In all those circumstances, I find that all the grounds of appeal are made out. The Employment Tribunal erred in law in finding that the claimant had affirmed her contract of employment. I consider that this is one of those cases in which there was only one possible answer and, in accordance with Jafriv Lincoln College [2014] IRLR 544 I conclude the claimant had not affirmed her contract of employment prior to resigning, which necessarily had the consequence that she was unfairly dismissed on the alternative finding of the Employment Tribunal. That alternative reasoning was not challenged in the response to the appeal. The consequence is that a decision that the claimant was unfairly dismissed will be substituted for that of the Employment Tribunal.

29.

The Employment Tribunal went significantly awry in its consideration of affirmation.

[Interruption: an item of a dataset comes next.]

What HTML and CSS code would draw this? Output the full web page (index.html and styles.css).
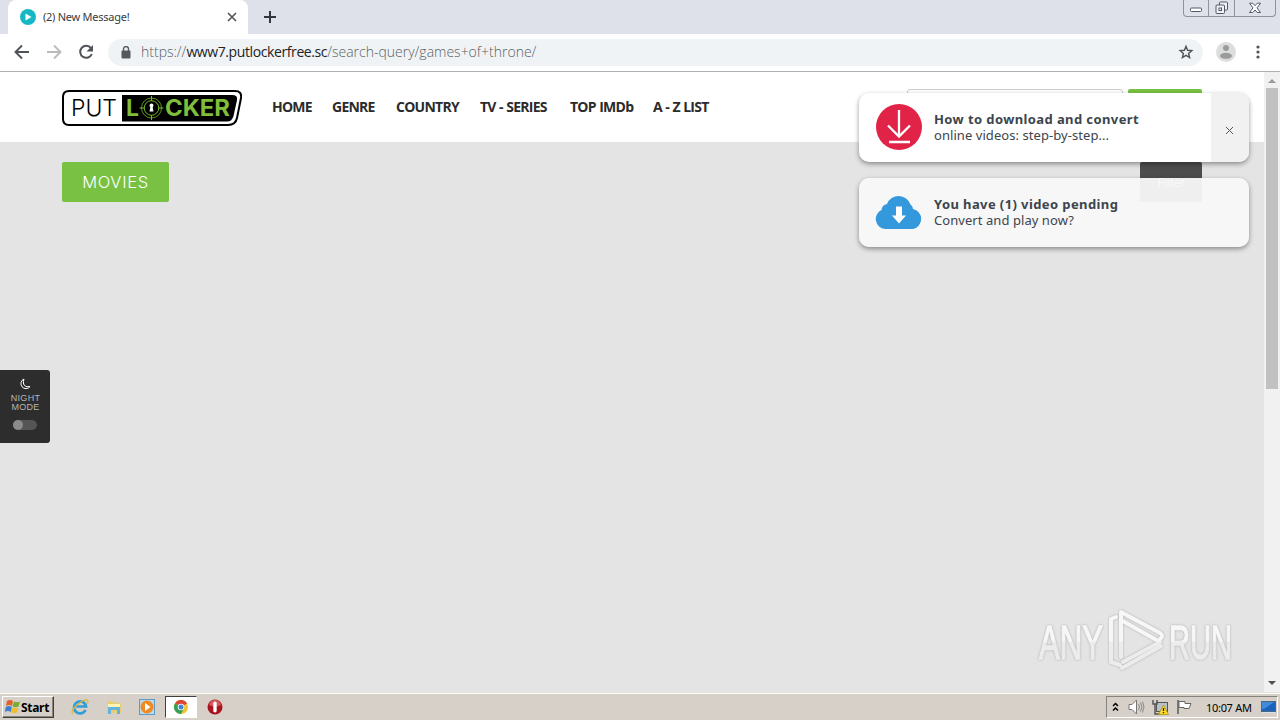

That said, that error has to be seen in the context of a significant number of other complaints and challenges brought by the claimant that were resolved against her and have not been the subject of appeal. Detailed findings of fact were made by the Employment Tribunal about the ongoing dispute between the parties in the period leading up to the claimant's resignation. I do not consider that the decision, in those circumstances, can be said to be totally flawed. I appreciate that there has been a significant passage of time. However, the Employment Tribunal made detailed and clear findings of fact and will have its note of evidence. Reliance can be placed on the professionalism of the Employment Tribunal to consider the issues that will arise in respect of remedy on remission. Accordingly, I substitute a decision that the claimant was unfairly dismissed and remit the matter to the same Employment Tribunal to determine remedy unless, in the view of the Regional Employment Judge, a hearing before the same Employment Tribunal is not practicable.